- [Given request]: In your copy, include every line of the listing below exactly but none of the pictures.

-- START OF Supplied information --

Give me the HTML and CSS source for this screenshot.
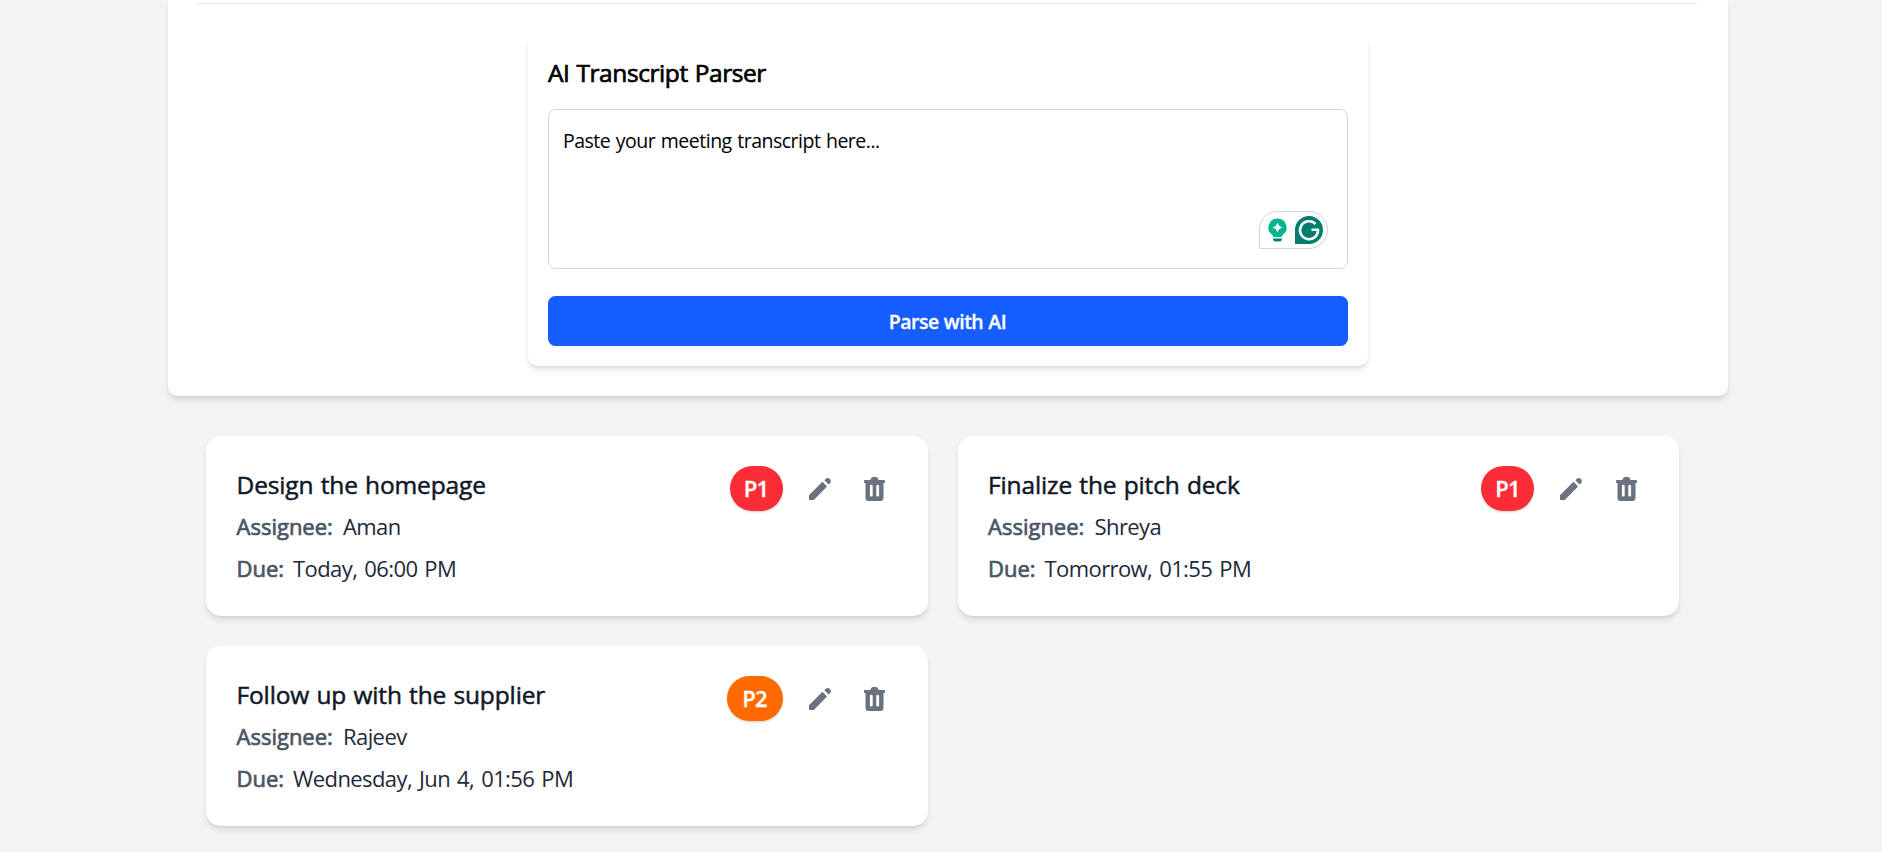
FILE: index.html
```html
<!DOCTYPE html>
<html lang="en">
<head>
<meta charset="utf-8">
<title>AI Task Manager</title>
<link rel="stylesheet" href="styles.css">
</head>
<body>
<svg class="sprite" aria-hidden="true">
  <symbol id="pencil" viewBox="0 0 24 24"><path d="M1 18.2 13.9 5.3a.8.8 0 0 1 1.1 0l3.6 3.6a.8.8 0 0 1 0 1.100L5.800 23H1.700a.7.700 0 0 1-.7-.7ZM16.300 3.200 17.800 1.800C19.100.700 20.900.800 22 2s1.200 2.900 0 4.200L20.600 7.500Z"/></symbol>
  <symbol id="trash" viewBox="0 0 21 24"><path fill-rule="evenodd" d="M6.200 3 7.500.8Q8 0 9 0h3q1 0 1.500.8L14.800 3h5.400a.8.8 0 0 1 .8.8v1.400a.8.8 0 0 1-.8.8H19.500v15a3 3 0 0 1-3 3h-12a3 3 0 0 1-3-3V6H.8a.8.8 0 0 1-.8-.8V3.800A.8.8 0 0 1 .8 3ZM7.300 7.800a1.400 1.400 0 0 0-1.400 1.400v9a1.400 1.400 0 0 0 2.800 0v-9a1.400 1.400 0 0 0-1.400-1.400Zm6.400 0a1.400 1.400 0 0 0-1.400 1.400v9a1.400 1.400 0 0 0 2.800 0v-9a1.400 1.400 0 0 0-1.400-1.400Z"/></symbol>
</svg>
<main class="page">
  <section class="panel">
    <hr class="divider">
    <div class="parser">
      <h2 class="parser-title">AI Transcript Parser</h2>
      <div class="field">
        <span class="field-text">Paste your meeting transcript here...</span>
        <svg class="assistant" viewBox="0 0 70 38">
          <path d="M.5 37.500V18A17.500 17.500 0 0 1 18 .500H50A18.500 18.500 0 0 1 50 37.500Z" fill="#fff" stroke="#cfd2e0"/>
          <path d="M18.500 7.500a9 9 0 0 1 5.300 16.300l-1.300 2.200h-8l-1.300-2.200A9 9 0 0 1 18.500 7.500Z" fill="#06b491"/>
          <path d="M18.500 11.500q1 4 5 5-4 1-5 5-1-4-5-5 4-1 5-5Z" fill="#fff"/>
          <path d="M14 27.500h9v.8a2.500 2.500 0 0 1-2.500 2.200h-4a2.500 2.500 0 0 1-2.500-2.200Z" fill="#027e6f"/>
          <path d="M36 33V18.500A14 14 0 1 1 50 33Z" fill="#027e6f"/>
          <path d="M56.500 13A9 9 0 1 0 59 18.800M52.500 18.800H60" fill="none" stroke="#fff" stroke-width="2.600"/>
        </svg>
      </div>
      <button class="parse">Parse with AI</button>
    </div>
  </section>
  <section class="tasks">
    <article class="task">
      <div class="info">
        <h3 class="title">Design the homepage</h3>
        <p class="row"><span class="label">Assignee:</span><span class="value">Aman</span></p>
        <p class="row"><span class="label due">Due:</span><span class="value">Today, 06:00 PM</span></p>
      </div>
      <div class="actions"><span class="badge p1">P1</span><button class="icon"><svg class="pencil"><use href="#pencil"/></svg></button><button class="icon"><svg class="trash"><use href="#trash"/></svg></button></div>
    </article>
    <article class="task">
      <div class="info">
        <h3 class="title">Finalize the pitch deck</h3>
        <p class="row"><span class="label">Assignee:</span><span class="value">Shreya</span></p>
        <p class="row"><span class="label due">Due:</span><span class="value">Tomorrow, 01:55 PM</span></p>
      </div>
      <div class="actions"><span class="badge p1">P1</span><button class="icon"><svg class="pencil"><use href="#pencil"/></svg></button><button class="icon"><svg class="trash"><use href="#trash"/></svg></button></div>
    </article>
    <article class="task">
      <div class="info">
        <h3 class="title">Follow up with the supplier</h3>
        <p class="row"><span class="label">Assignee:</span><span class="value">Rajeev</span></p>
        <p class="row"><span class="label due">Due:</span><span class="value">Wednesday, Jun 4, 01:56 PM</span></p>
      </div>
      <div class="actions"><span class="badge p2">P2</span><button class="icon"><svg class="pencil"><use href="#pencil"/></svg></button><button class="icon"><svg class="trash"><use href="#trash"/></svg></button></div>
    </article>
  </section>
</main>
</body>
</html>
```
FILE: styles.css
```css
* { box-sizing: border-box; margin: 0; padding: 0; }
body { background: #f3f4f6; font-family: "Segoe UI", "Open Sans", sans-serif; color: #000; overflow: hidden; }
button { border: 0; background: none; font: inherit; }
.sprite { display: none; }
.page { height: 852px; overflow: hidden; }
.panel { width: 1560px; height: 396px; margin-left: 168px; padding: 3px 31px 0 30px; background: #fff; border-radius: 0 0 10px 10px; box-shadow: 0 5px 7.500px -1px rgba(0,0,0,.1), 0 2.500px 5px -2.500px rgba(0,0,0,.1); }
.divider { border: 0; height: 1px; background: #e5e7eb; }
.parser { width: 840px; height: 332px; margin: 30px 0 0 330px; padding: 21px 20px 20px; background: #fff; border-radius: 10px; box-shadow: 0 5px 7.500px -1px rgba(0,0,0,.1), 0 2.500px 5px -2.500px rgba(0,0,0,.1); display: flex; flex-direction: column; }
.parser-title { font-size: 24.500px; font-weight: 400; -webkit-text-stroke: .7px #000; line-height: 35px; letter-spacing: -.42px; word-spacing: 1px; margin-bottom: 19px; }
.field { position: relative; height: 160px; padding: 15px 14px; border: 1px solid #d1d5dc; border-radius: 7.500px; }
.field-text { display: block; font-size: 19.500px; line-height: 32px; letter-spacing: -.5px; word-spacing: 1px; white-space: nowrap; }
.assistant { position: absolute; right: 18px; bottom: 19px; width: 70px; height: 38px; }
.parse { height: 50px; margin-top: 27px; border-radius: 7.500px; background: #155dfc; color: #fff; font-size: 19.500px; font-weight: 600; -webkit-text-stroke: .3px #fff; letter-spacing: -.5px; word-spacing: .5px; line-height: 50px; padding: 1px 1px 0 0; }
.tasks { display: grid; grid-template-columns: repeat(2, 721.500px); gap: 30px; padding: 40px 0 0 206px; }
.task { display: flex; justify-content: space-between; height: 180px; padding: 30px; background: #fff; border-radius: 15px; box-shadow: 0 5px 7.500px -1px rgba(0,0,0,.1), 0 2.500px 5px -2.500px rgba(0,0,0,.1); }
.info { display: flex; flex-direction: column; gap: 7px; padding: 1px 0 0 .5px; white-space: nowrap; }
.title { font-size: 24.500px; font-weight: 400; -webkit-text-stroke: .5px #101828; line-height: 35px; letter-spacing: -.13px; word-spacing: 1px; color: #101828; }
.row { display: flex; font-size: 22px; line-height: 35px; color: #1e2939; }
.label { width: 106.500px; font-weight: 400; -webkit-text-stroke: .7px #4a5565; color: #4a5565; }
.due { width: 56.500px; }
.value { letter-spacing: -.58px; word-spacing: 1.800px; }
.actions { display: flex; align-items: center; height: 45px; }
.badge { width: 53px; height: 45px; border-radius: 22.500px; line-height: 45px; text-align: center; color: #fff; font-size: 22px; font-weight: 600; -webkit-text-stroke: .3px #fff; letter-spacing: -.8px; margin-right: 14px; box-shadow: 0 1px 3px rgba(0,0,0,.1), 0 1px 2px rgba(0,0,0,.1); }
.p1 { background: #fb2c36; }
.p2 { background: #ff6900; width: 56px; }
.icon { display: flex; align-items: center; justify-content: center; width: 46px; height: 46px; color: #6a7282; }
.icon + .icon { margin-left: 9px; }
.icon svg { fill: currentColor; }
.pencil { width: 24px; height: 24px; }
.trash { width: 21px; height: 24px; }
```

-- END OF Supplied information --

- [Solution to this problem]:
Give me the HTML and CSS source for this screenshot.
FILE: index.html
```html
<!DOCTYPE html>
<html lang="en">
<head>
<meta charset="utf-8">
<title>AI Task Manager</title>
<link rel="stylesheet" href="styles.css">
</head>
<body>
<svg class="sprite" aria-hidden="true">
  <symbol id="pencil" viewBox="0 0 24 24"><path d="M1 18.2 13.9 5.3a.8.8 0 0 1 1.1 0l3.6 3.6a.8.8 0 0 1 0 1.100L5.800 23H1.700a.7.700 0 0 1-.7-.7ZM16.300 3.200 17.800 1.800C19.100.700 20.900.800 22 2s1.200 2.900 0 4.200L20.600 7.500Z"/></symbol>
  <symbol id="trash" viewBox="0 0 21 24"><path fill-rule="evenodd" d="M6.200 3 7.500.8Q8 0 9 0h3q1 0 1.500.8L14.800 3h5.400a.8.8 0 0 1 .8.8v1.400a.8.8 0 0 1-.8.8H19.500v15a3 3 0 0 1-3 3h-12a3 3 0 0 1-3-3V6H.8a.8.8 0 0 1-.8-.8V3.800A.8.8 0 0 1 .8 3ZM7.300 7.800a1.400 1.400 0 0 0-1.400 1.400v9a1.400 1.400 0 0 0 2.800 0v-9a1.400 1.400 0 0 0-1.400-1.400Zm6.400 0a1.400 1.400 0 0 0-1.400 1.400v9a1.400 1.400 0 0 0 2.800 0v-9a1.400 1.400 0 0 0-1.400-1.400Z"/></symbol>
</svg>
<main class="page">
  <section class="panel">
    <hr class="divider">
    <div class="parser">
      <h2 class="parser-title">AI Transcript Parser</h2>
      <div class="field">
        <span class="field-text">Paste your meeting transcript here...</span>
        <svg class="assistant" viewBox="0 0 70 38">
          <path d="M.5 37.500V18A17.500 17.500 0 0 1 18 .500H50A18.500 18.500 0 0 1 50 37.500Z" fill="#fff" stroke="#cfd2e0"/>
          <path d="M18.500 7.500a9 9 0 0 1 5.300 16.300l-1.300 2.200h-8l-1.300-2.200A9 9 0 0 1 18.500 7.500Z" fill="#06b491"/>
          <path d="M18.500 11.500q1 4 5 5-4 1-5 5-1-4-5-5 4-1 5-5Z" fill="#fff"/>
          <path d="M14 27.500h9v.8a2.500 2.500 0 0 1-2.500 2.200h-4a2.500 2.500 0 0 1-2.500-2.200Z" fill="#027e6f"/>
          <path d="M36 33V18.500A14 14 0 1 1 50 33Z" fill="#027e6f"/>
          <path d="M56.500 13A9 9 0 1 0 59 18.800M52.500 18.800H60" fill="none" stroke="#fff" stroke-width="2.600"/>
        </svg>
      </div>
      <button class="parse">Parse with AI</button>
    </div>
  </section>
  <section class="tasks">
    <article class="task">
      <div class="info">
        <h3 class="title">Design the homepage</h3>
        <p class="row"><span class="label">Assignee:</span><span class="value">Aman</span></p>
        <p class="row"><span class="label due">Due:</span><span class="value">Today, 06:00 PM</span></p>
      </div>
      <div class="actions"><span class="badge p1">P1</span><button class="icon"><svg class="pencil"><use href="#pencil"/></svg></button><button class="icon"><svg class="trash"><use href="#trash"/></svg></button></div>
    </article>
    <article class="task">
      <div class="info">
        <h3 class="title">Finalize the pitch deck</h3>
        <p class="row"><span class="label">Assignee:</span><span class="value">Shreya</span></p>
        <p class="row"><span class="label due">Due:</span><span class="value">Tomorrow, 01:55 PM</span></p>
      </div>
      <div class="actions"><span class="badge p1">P1</span><button class="icon"><svg class="pencil"><use href="#pencil"/></svg></button><button class="icon"><svg class="trash"><use href="#trash"/></svg></button></div>
    </article>
    <article class="task">
      <div class="info">
        <h3 class="title">Follow up with the supplier</h3>
        <p class="row"><span class="label">Assignee:</span><span class="value">Rajeev</span></p>
        <p class="row"><span class="label due">Due:</span><span class="value">Wednesday, Jun 4, 01:56 PM</span></p>
      </div>
      <div class="actions"><span class="badge p2">P2</span><button class="icon"><svg class="pencil"><use href="#pencil"/></svg></button><button class="icon"><svg class="trash"><use href="#trash"/></svg></button></div>
    </article>
  </section>
</main>
</body>
</html>
```
FILE: styles.css
```css
* { box-sizing: border-box; margin: 0; padding: 0; }
body { background: #f3f4f6; font-family: "Segoe UI", "Open Sans", sans-serif; color: #000; overflow: hidden; }
button { border: 0; background: none; font: inherit; }
.sprite { display: none; }
.page { height: 852px; overflow: hidden; }
.panel { width: 1560px; height: 396px; margin-left: 168px; padding: 3px 31px 0 30px; background: #fff; border-radius: 0 0 10px 10px; box-shadow: 0 5px 7.500px -1px rgba(0,0,0,.1), 0 2.500px 5px -2.500px rgba(0,0,0,.1); }
.divider { border: 0; height: 1px; background: #e5e7eb; }
.parser { width: 840px; height: 332px; margin: 30px 0 0 330px; padding: 21px 20px 20px; background: #fff; border-radius: 10px; box-shadow: 0 5px 7.500px -1px rgba(0,0,0,.1), 0 2.500px 5px -2.500px rgba(0,0,0,.1); display: flex; flex-direction: column; }
.parser-title { font-size: 24.500px; font-weight: 400; -webkit-text-stroke: .7px #000; line-height: 35px; letter-spacing: -.42px; word-spacing: 1px; margin-bottom: 19px; }
.field { position: relative; height: 160px; padding: 15px 14px; border: 1px solid #d1d5dc; border-radius: 7.500px; }
.field-text { display: block; font-size: 19.500px; line-height: 32px; letter-spacing: -.5px; word-spacing: 1px; white-space: nowrap; }
.assistant { position: absolute; right: 18px; bottom: 19px; width: 70px; height: 38px; }
.parse { height: 50px; margin-top: 27px; border-radius: 7.500px; background: #155dfc; color: #fff; font-size: 19.500px; font-weight: 600; -webkit-text-stroke: .3px #fff; letter-spacing: -.5px; word-spacing: .5px; line-height: 50px; padding: 1px 1px 0 0; }
.tasks { display: grid; grid-template-columns: repeat(2, 721.500px); gap: 30px; padding: 40px 0 0 206px; }
.task { display: flex; justify-content: space-between; height: 180px; padding: 30px; background: #fff; border-radius: 15px; box-shadow: 0 5px 7.500px -1px rgba(0,0,0,.1), 0 2.500px 5px -2.500px rgba(0,0,0,.1); }
.info { display: flex; flex-direction: column; gap: 7px; padding: 1px 0 0 .5px; white-space: nowrap; }
.title { font-size: 24.500px; font-weight: 400; -webkit-text-stroke: .5px #101828; line-height: 35px; letter-spacing: -.13px; word-spacing: 1px; color: #101828; }
.row { display: flex; font-size: 22px; line-height: 35px; color: #1e2939; }
.label { width: 106.500px; font-weight: 400; -webkit-text-stroke: .7px #4a5565; color: #4a5565; }
.due { width: 56.500px; }
.value { letter-spacing: -.58px; word-spacing: 1.800px; }
.actions { display: flex; align-items: center; height: 45px; }
.badge { width: 53px; height: 45px; border-radius: 22.500px; line-height: 45px; text-align: center; color: #fff; font-size: 22px; font-weight: 600; -webkit-text-stroke: .3px #fff; letter-spacing: -.8px; margin-right: 14px; box-shadow: 0 1px 3px rgba(0,0,0,.1), 0 1px 2px rgba(0,0,0,.1); }
.p1 { background: #fb2c36; }
.p2 { background: #ff6900; width: 56px; }
.icon { display: flex; align-items: center; justify-content: center; width: 46px; height: 46px; color: #6a7282; }
.icon + .icon { margin-left: 9px; }
.icon svg { fill: currentColor; }
.pencil { width: 24px; height: 24px; }
.trash { width: 21px; height: 24px; }
```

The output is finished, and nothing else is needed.